Wilder’s mood did sour, though, when conversation turned to the situation he inherited after being appointed manager in May. Then, only weeks after limping to an 11th placed finish under his predecessor Nigel Adkins, the lifelong United supporter walked into a club disillusioned, dispirited and, he admitted, approaching a major crossroads.
“They’re a brave group of players,” Wilder said. “At the start, they were under pressure. I think this club was at a tipping point. I was sat having beer with John Garrett in the The Lescar and I’ve never seen him, who has passionately watched supported and worked for this football club, so down. I had to take his belt off him and his laces out of his shoes. Like a lot of people, he was very down about what was happening to this football club. And then we had that start.”

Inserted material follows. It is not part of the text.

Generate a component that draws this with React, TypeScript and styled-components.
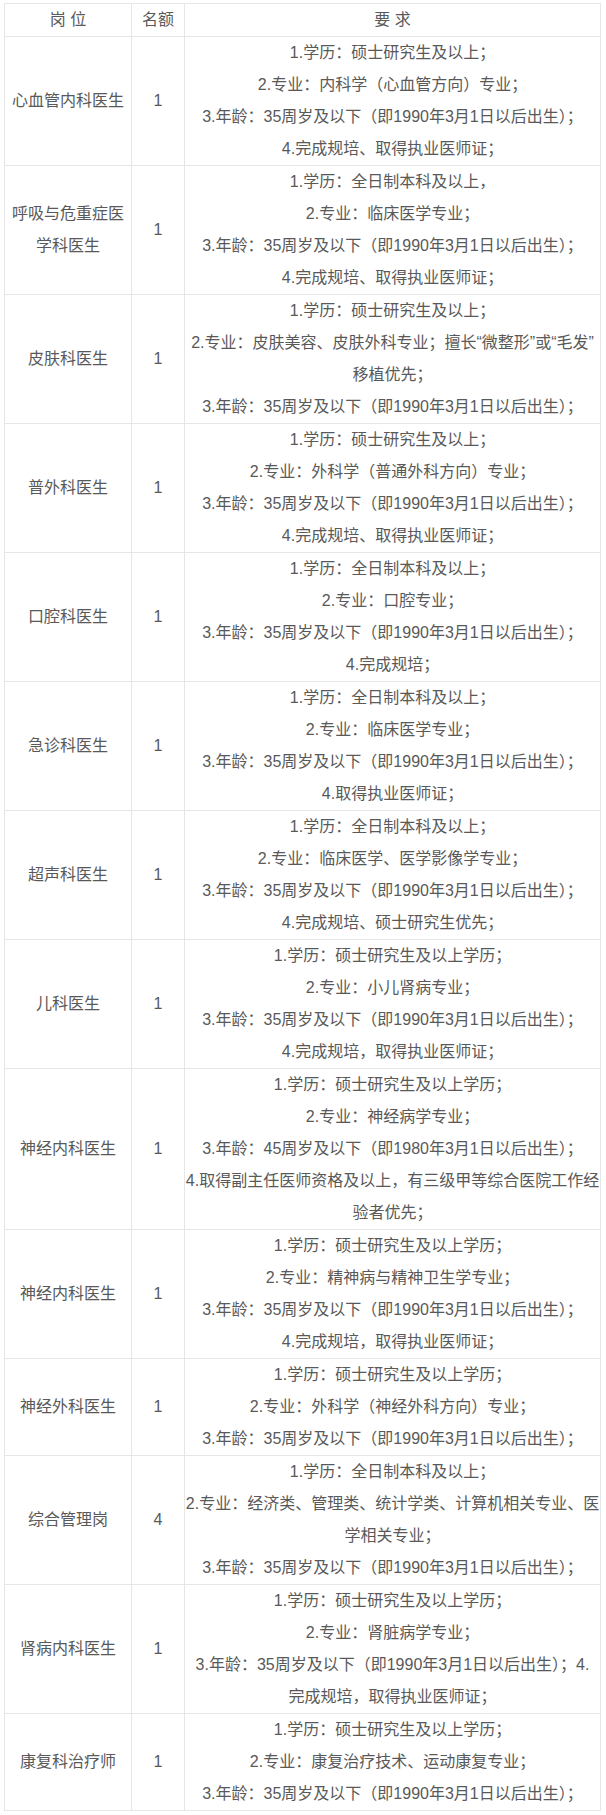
import React from "react";
import styled, { createGlobalStyle } from "styled-components";

const GlobalStyle = createGlobalStyle`
  html, body {
    margin: 0;
    padding: 0;
    background: #ffffff;
  }
  body {
    font-family: "Liberation Sans", "Noto Sans CJK SC", sans-serif;
    color: #595959;
  }
`;

type Post = {
  name: string[];
  count: string;
  reqs: string[];
};

const AGE35 = "3.年龄：35周岁及以下（即1990年3月1日以后出生）；";

const posts: Post[] = [
  {
    name: ["心血管内科医生"],
    count: "1",
    reqs: [
      "1.学历：硕士研究生及以上；",
      "2.专业：内科学（心血管方向）专业；",
      AGE35,
      "4.完成规培、取得执业医师证；",
    ],
  },
  {
    name: ["呼吸与危重症医", "学科医生"],
    count: "1",
    reqs: [
      "1.学历：全日制本科及以上，",
      "2.专业：临床医学专业；",
      AGE35,
      "4.完成规培、取得执业医师证；",
    ],
  },
  {
    name: ["皮肤科医生"],
    count: "1",
    reqs: [
      "1.学历：硕士研究生及以上；",
      "2.专业：皮肤美容、皮肤外科专业；擅长“微整形”或“毛发”",
      "移植优先；",
      AGE35,
    ],
  },
  {
    name: ["普外科医生"],
    count: "1",
    reqs: [
      "1.学历：硕士研究生及以上；",
      "2.专业：外科学（普通外科方向）专业；",
      AGE35,
      "4.完成规培、取得执业医师证；",
    ],
  },
  {
    name: ["口腔科医生"],
    count: "1",
    reqs: [
      "1.学历：全日制本科及以上；",
      "2.专业：口腔专业；",
      AGE35,
      "4.完成规培；",
    ],
  },
  {
    name: ["急诊科医生"],
    count: "1",
    reqs: [
      "1.学历：全日制本科及以上；",
      "2.专业：临床医学专业；",
      AGE35,
      "4.取得执业医师证；",
    ],
  },
  {
    name: ["超声科医生"],
    count: "1",
    reqs: [
      "1.学历：全日制本科及以上；",
      "2.专业：临床医学、医学影像学专业；",
      AGE35,
      "4.完成规培、硕士研究生优先；",
    ],
  },
  {
    name: ["儿科医生"],
    count: "1",
    reqs: [
      "1.学历：硕士研究生及以上学历；",
      "2.专业：小儿肾病专业；",
      AGE35,
      "4.完成规培，取得执业医师证；",
    ],
  },
  {
    name: ["神经内科医生"],
    count: "1",
    reqs: [
      "1.学历：硕士研究生及以上学历；",
      "2.专业：神经病学专业；",
      "3.年龄：45周岁及以下（即1980年3月1日以后出生）；",
      "4.取得副主任医师资格及以上，有三级甲等综合医院工作经",
      "验者优先；",
    ],
  },
  {
    name: ["神经内科医生"],
    count: "1",
    reqs: [
      "1.学历：硕士研究生及以上学历；",
      "2.专业：精神病与精神卫生学专业；",
      AGE35,
      "4.完成规培，取得执业医师证；",
    ],
  },
  {
    name: ["神经外科医生"],
    count: "1",
    reqs: [
      "1.学历：硕士研究生及以上学历；",
      "2.专业：外科学（神经外科方向）专业；",
      AGE35,
    ],
  },
  {
    name: ["综合管理岗"],
    count: "4",
    reqs: [
      "1.学历：全日制本科及以上；",
      "2.专业：经济类、管理类、统计学类、计算机相关专业、医",
      "学相关专业；",
      AGE35,
    ],
  },
  {
    name: ["肾病内科医生"],
    count: "1",
    reqs: [
      "1.学历：硕士研究生及以上学历；",
      "2.专业：肾脏病学专业；",
      "3.年龄：35周岁及以下（即1990年3月1日以后出生）；4.",
      "完成规培，取得执业医师证；",
    ],
  },
  {
    name: ["康复科治疗师"],
    count: "1",
    reqs: [
      "1.学历：硕士研究生及以上学历；",
      "2.专业：康复治疗技术、运动康复专业；",
      AGE35,
    ],
  },
];

const Page = styled.div`
  padding: 3px 0 0 4px;
`;

const Table = styled.div`
  display: grid;
  grid-template-columns: 127px 53px 416px;
  width: 597px;
  border-top: 1px solid #e6e6e6;
  border-left: 1px solid #e6e6e6;
  box-sizing: border-box;
`;

const Cell = styled.div`
  display: flex;
  flex-direction: column;
  justify-content: center;
  align-items: center;
  border-right: 1px solid #e6e6e6;
  border-bottom: 1px solid #e6e6e6;
  font-size: 16px;
  text-align: center;
  overflow: hidden;
`;

const Line = styled.span`
  display: block;
  line-height: 32px;
  white-space: nowrap;
`;

const App: React.FC = () => {
  return (
    <>
      <GlobalStyle />
      <Page>
        <Table>
          <Cell>
            <Line>岗 位</Line>
          </Cell>
          <Cell>
            <Line>名额</Line>
          </Cell>
          <Cell>
            <Line>要 求</Line>
          </Cell>
          {posts.map((post, index) => (
            <React.Fragment key={index}>
              <Cell>
                {post.name.map((line, i) => (
                  <Line key={i}>{line}</Line>
                ))}
              </Cell>
              <Cell>
                <Line>{post.count}</Line>
              </Cell>
              <Cell>
                {post.reqs.map((line, i) => (
                  <Line key={i}>{line}</Line>
                ))}
              </Cell>
            </React.Fragment>
          ))}
        </Table>
      </Page>
    </>
  );
};

export default App;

Wilder, of course, is referring to the run of three defeats and a draw which left United propping-up the rest of the division after four games. Twenty-nine wins and eighty-nine goals later, they enter the final match of their season 14 points clear of their nearest rivals Bolton Wanderers.
“It’s been littered with big moments,” Wilder said. “Willo’s (James Wilson) goal to get the first win against Oxford, Sharpy’s (Billy Sharp) penalty down at Gillingham and then on from there. But these lads have never hid. Even when it was tough which, probably, is when you realised they’ve got something about them.”